#### Data excerpt:
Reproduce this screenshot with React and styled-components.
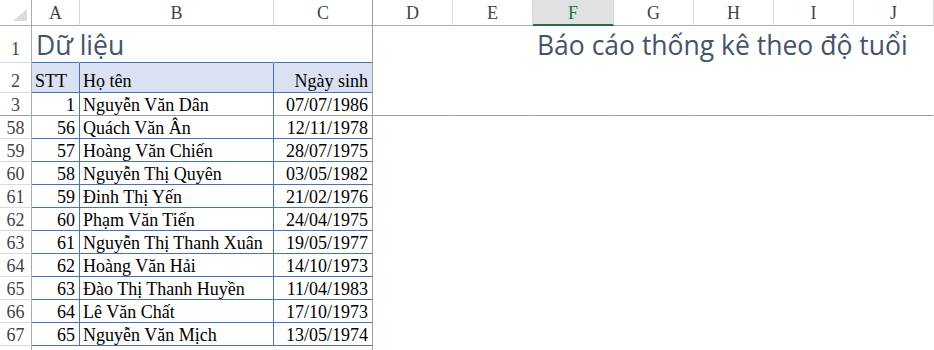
import React from 'react';
import styled, { createGlobalStyle, css } from 'styled-components';

const GlobalStyle = createGlobalStyle`
    html, body {
        margin: 0;
        padding: 0;
        background: #ffffff;
        overflow: hidden;
    }
`

const COLS = '32px 48px 194px 99px 80px 80px 81px 80px 80px 80px 80px';
const BLUE = '#4472c4';
const FREEZE = '#a0a0a0';
const HEAD_LINE = '#ababab';
const HEAD_SEP = '#dadada';

const Sheet = styled.div`
    width: 934px;
    height: 350px;
    overflow: hidden;
    display: flex;
    flex-direction: column;
    background: #ffffff;
`

const GridRow = styled.div`
    display: grid;
    grid-template-columns: ${COLS};
    height: ${p => p.$h}px;
    flex-shrink: 0;
`

const Corner = styled.div`
    box-sizing: border-box;
    border-right: 1px solid ${HEAD_LINE};
    border-bottom: 1px solid ${HEAD_LINE};
    display: flex;
    align-items: flex-end;
    justify-content: flex-end;
    padding: 0 4px 4px 0;
`

const ColHead = styled.div`
    box-sizing: border-box;
    display: flex;
    align-items: center;
    justify-content: center;
    border-right: 1px solid ${p => p.$freeze ? FREEZE : HEAD_SEP};
    border-bottom: 1px solid ${HEAD_LINE};
    font-family: "Liberation Serif", serif;
    font-size: 18px;
    color: #444444;
    padding-top: 2px;
    ${p => p.$selected && css`
        background: #e1e1e1;
        color: #217346;
        border-bottom: 2px solid #217346;
        padding-top: 3px;
    `}
`

const RowHead = styled.div`
    box-sizing: border-box;
    display: flex;
    align-items: flex-end;
    justify-content: center;
    border-right: 1px solid ${HEAD_LINE};
    border-bottom: 1px solid ${p => p.$freeze ? FREEZE : HEAD_SEP};
    font-family: "Liberation Serif", serif;
    font-size: 18px;
    line-height: 20px;
    color: #444444;
    padding-bottom: ${p => p.$pb ?? 0}px;
`

const Cell = styled.div`
    box-sizing: border-box;
    display: flex;
    align-items: flex-end;
    justify-content: ${p => p.$align === 'right' ? 'flex-end' : 'flex-start'};
    border-right: 1px solid ${p => p.$br || 'transparent'};
    border-bottom: 1px solid ${p => p.$bb || 'transparent'};
    background: ${p => p.$fill || 'transparent'};
    padding: 0 ${p => p.$align === 'right' ? 4 : 0}px ${p => p.$pb ?? 0}px ${p => p.$align === 'right' ? 0 : 3}px;
    font-family: "Liberation Serif", serif;
    font-size: 18px;
    line-height: 20px;
    color: #000000;
    white-space: nowrap;
    min-width: 0;
`

const Title = styled.span`
    font-family: "Open Sans", "Noto Sans", sans-serif;
    font-size: 26.5px;
    line-height: 32px;
    color: #44546a;
    white-space: nowrap;
    margin-left: 1px;
`

const letters = ['A', 'B', 'C', 'D', 'E', 'F', 'G', 'H', 'I', 'J'];

const first = [1, 'Nguyễn Văn Dân', '07/07/1986'];

const people = [
    [58, 56, 'Quách Văn Ân', '12/11/1978'],
    [59, 57, 'Hoàng Văn Chiến', '28/07/1975'],
    [60, 58, 'Nguyễn Thị Quyên', '03/05/1982'],
    [61, 59, 'Đinh Thị Yến', '21/02/1976'],
    [62, 60, 'Phạm Văn Tiến', '24/04/1975'],
    [63, 61, 'Nguyễn Thị Thanh Xuân', '19/05/1977'],
    [64, 62, 'Hoàng Văn Hải', '14/10/1973'],
    [65, 63, 'Đào Thị Thanh Huyền', '11/04/1983'],
    [66, 64, 'Lê Văn Chất', '17/10/1973'],
    [67, 65, 'Nguyễn Văn Mịch', '13/05/1974'],
];

function EmptyRight({ bb, count = 7 }) {
    return Array.from({ length: count }, (_, i) => <Cell key={i} $bb={bb} />);
}

function DataRow({ num, stt, name, date, freeze }) {
    const bb = freeze ? FREEZE : BLUE;
    return (
        <GridRow $h={23}>
            <RowHead $freeze={freeze}>{num}</RowHead>
            <Cell $align="right" $br={BLUE} $bb={bb}>{stt}</Cell>
            <Cell $br={BLUE} $bb={bb}>{name}</Cell>
            <Cell $align="right" $br={FREEZE} $bb={bb}>{date}</Cell>
            <EmptyRight bb={freeze ? FREEZE : null} />
        </GridRow>
    );
}

export default function App() {
    return (<>
        <GlobalStyle />
        <Sheet>
            <GridRow $h={24}>
                <Corner>
                    <svg width="14" height="12" viewBox="0 0 14 12">
                        <polygon points="14,0 14,12 0,12" fill="#dcdcdc" />
                    </svg>
                </Corner>
                {letters.map(l => <ColHead key={l} $freeze={l === 'C'} $selected={l === 'F'}>{l}</ColHead>)}
            </GridRow>

            <GridRow $h={39}>
                <RowHead $pb={3}>1</RowHead>
                <Cell $bb={BLUE} $pb={1}><Title>Dữ liệu</Title></Cell>
                <Cell $bb={BLUE} />
                <Cell $bb={BLUE} $br={FREEZE} />
                <Cell />
                <Cell />
                <Cell $pb={1}><Title>Báo cáo thống kê theo độ tuổi</Title></Cell>
                <Cell />
                <Cell />
                <Cell />
                <Cell />
            </GridRow>

            <GridRow $h={30}>
                <RowHead $pb={1}>2</RowHead>
                <Cell $fill="#d9e1f2" $br={BLUE} $bb={BLUE} $pb={1}>STT</Cell>
                <Cell $fill="#d9e1f2" $br={BLUE} $bb={BLUE} $pb={1}>Họ tên</Cell>
                <Cell $fill="#d9e1f2" $align="right" $br={FREEZE} $bb={BLUE} $pb={1}>Ngày sinh</Cell>
                <EmptyRight />
            </GridRow>

            <DataRow num={3} stt={first[0]} name={first[1]} date={first[2]} freeze />

            {people.map(([num, stt, name, date]) => (
                <DataRow key={num} num={num} stt={stt} name={name} date={date} />
            ))}

            <GridRow $h={10}>
                <RowHead />
                <Cell />
                <Cell />
                <Cell $br={FREEZE} />
                <EmptyRight />
            </GridRow>
        </Sheet>
    </>);
}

#### Task instructions:
Repeat the lines above exactly, and keep every picture out.

#### Response for this exercise:
Reproduce this screenshot with React and styled-components.
import React from 'react';
import styled, { createGlobalStyle, css } from 'styled-components';

const GlobalStyle = createGlobalStyle`
    html, body {
        margin: 0;
        padding: 0;
        background: #ffffff;
        overflow: hidden;
    }
`

const COLS = '32px 48px 194px 99px 80px 80px 81px 80px 80px 80px 80px';
const BLUE = '#4472c4';
const FREEZE = '#a0a0a0';
const HEAD_LINE = '#ababab';
const HEAD_SEP = '#dadada';

const Sheet = styled.div`
    width: 934px;
    height: 350px;
    overflow: hidden;
    display: flex;
    flex-direction: column;
    background: #ffffff;
`

const GridRow = styled.div`
    display: grid;
    grid-template-columns: ${COLS};
    height: ${p => p.$h}px;
    flex-shrink: 0;
`

const Corner = styled.div`
    box-sizing: border-box;
    border-right: 1px solid ${HEAD_LINE};
    border-bottom: 1px solid ${HEAD_LINE};
    display: flex;
    align-items: flex-end;
    justify-content: flex-end;
    padding: 0 4px 4px 0;
`

const ColHead = styled.div`
    box-sizing: border-box;
    display: flex;
    align-items: center;
    justify-content: center;
    border-right: 1px solid ${p => p.$freeze ? FREEZE : HEAD_SEP};
    border-bottom: 1px solid ${HEAD_LINE};
    font-family: "Liberation Serif", serif;
    font-size: 18px;
    color: #444444;
    padding-top: 2px;
    ${p => p.$selected && css`
        background: #e1e1e1;
        color: #217346;
        border-bottom: 2px solid #217346;
        padding-top: 3px;
    `}
`

const RowHead = styled.div`
    box-sizing: border-box;
    display: flex;
    align-items: flex-end;
    justify-content: center;
    border-right: 1px solid ${HEAD_LINE};
    border-bottom: 1px solid ${p => p.$freeze ? FREEZE : HEAD_SEP};
    font-family: "Liberation Serif", serif;
    font-size: 18px;
    line-height: 20px;
    color: #444444;
    padding-bottom: ${p => p.$pb ?? 0}px;
`

const Cell = styled.div`
    box-sizing: border-box;
    display: flex;
    align-items: flex-end;
    justify-content: ${p => p.$align === 'right' ? 'flex-end' : 'flex-start'};
    border-right: 1px solid ${p => p.$br || 'transparent'};
    border-bottom: 1px solid ${p => p.$bb || 'transparent'};
    background: ${p => p.$fill || 'transparent'};
    padding: 0 ${p => p.$align === 'right' ? 4 : 0}px ${p => p.$pb ?? 0}px ${p => p.$align === 'right' ? 0 : 3}px;
    font-family: "Liberation Serif", serif;
    font-size: 18px;
    line-height: 20px;
    color: #000000;
    white-space: nowrap;
    min-width: 0;
`

const Title = styled.span`
    font-family: "Open Sans", "Noto Sans", sans-serif;
    font-size: 26.5px;
    line-height: 32px;
    color: #44546a;
    white-space: nowrap;
    margin-left: 1px;
`

const letters = ['A', 'B', 'C', 'D', 'E', 'F', 'G', 'H', 'I', 'J'];

const first = [1, 'Nguyễn Văn Dân', '07/07/1986'];

const people = [
    [58, 56, 'Quách Văn Ân', '12/11/1978'],
    [59, 57, 'Hoàng Văn Chiến', '28/07/1975'],
    [60, 58, 'Nguyễn Thị Quyên', '03/05/1982'],
    [61, 59, 'Đinh Thị Yến', '21/02/1976'],
    [62, 60, 'Phạm Văn Tiến', '24/04/1975'],
    [63, 61, 'Nguyễn Thị Thanh Xuân', '19/05/1977'],
    [64, 62, 'Hoàng Văn Hải', '14/10/1973'],
    [65, 63, 'Đào Thị Thanh Huyền', '11/04/1983'],
    [66, 64, 'Lê Văn Chất', '17/10/1973'],
    [67, 65, 'Nguyễn Văn Mịch', '13/05/1974'],
];

function EmptyRight({ bb, count = 7 }) {
    return Array.from({ length: count }, (_, i) => <Cell key={i} $bb={bb} />);
}

function DataRow({ num, stt, name, date, freeze }) {
    const bb = freeze ? FREEZE : BLUE;
    return (
        <GridRow $h={23}>
            <RowHead $freeze={freeze}>{num}</RowHead>
            <Cell $align="right" $br={BLUE} $bb={bb}>{stt}</Cell>
            <Cell $br={BLUE} $bb={bb}>{name}</Cell>
            <Cell $align="right" $br={FREEZE} $bb={bb}>{date}</Cell>
            <EmptyRight bb={freeze ? FREEZE : null} />
        </GridRow>
    );
}

export default function App() {
    return (<>
        <GlobalStyle />
        <Sheet>
            <GridRow $h={24}>
                <Corner>
                    <svg width="14" height="12" viewBox="0 0 14 12">
                        <polygon points="14,0 14,12 0,12" fill="#dcdcdc" />
                    </svg>
                </Corner>
                {letters.map(l => <ColHead key={l} $freeze={l === 'C'} $selected={l === 'F'}>{l}</ColHead>)}
            </GridRow>

            <GridRow $h={39}>
                <RowHead $pb={3}>1</RowHead>
                <Cell $bb={BLUE} $pb={1}><Title>Dữ liệu</Title></Cell>
                <Cell $bb={BLUE} />
                <Cell $bb={BLUE} $br={FREEZE} />
                <Cell />
                <Cell />
                <Cell $pb={1}><Title>Báo cáo thống kê theo độ tuổi</Title></Cell>
                <Cell />
                <Cell />
                <Cell />
                <Cell />
            </GridRow>

            <GridRow $h={30}>
                <RowHead $pb={1}>2</RowHead>
                <Cell $fill="#d9e1f2" $br={BLUE} $bb={BLUE} $pb={1}>STT</Cell>
                <Cell $fill="#d9e1f2" $br={BLUE} $bb={BLUE} $pb={1}>Họ tên</Cell>
                <Cell $fill="#d9e1f2" $align="right" $br={FREEZE} $bb={BLUE} $pb={1}>Ngày sinh</Cell>
                <EmptyRight />
            </GridRow>

            <DataRow num={3} stt={first[0]} name={first[1]} date={first[2]} freeze />

            {people.map(([num, stt, name, date]) => (
                <DataRow key={num} num={num} stt={stt} name={name} date={date} />
            ))}

            <GridRow $h={10}>
                <RowHead />
                <Cell />
                <Cell />
                <Cell $br={FREEZE} />
                <EmptyRight />
            </GridRow>
        </Sheet>
    </>);
}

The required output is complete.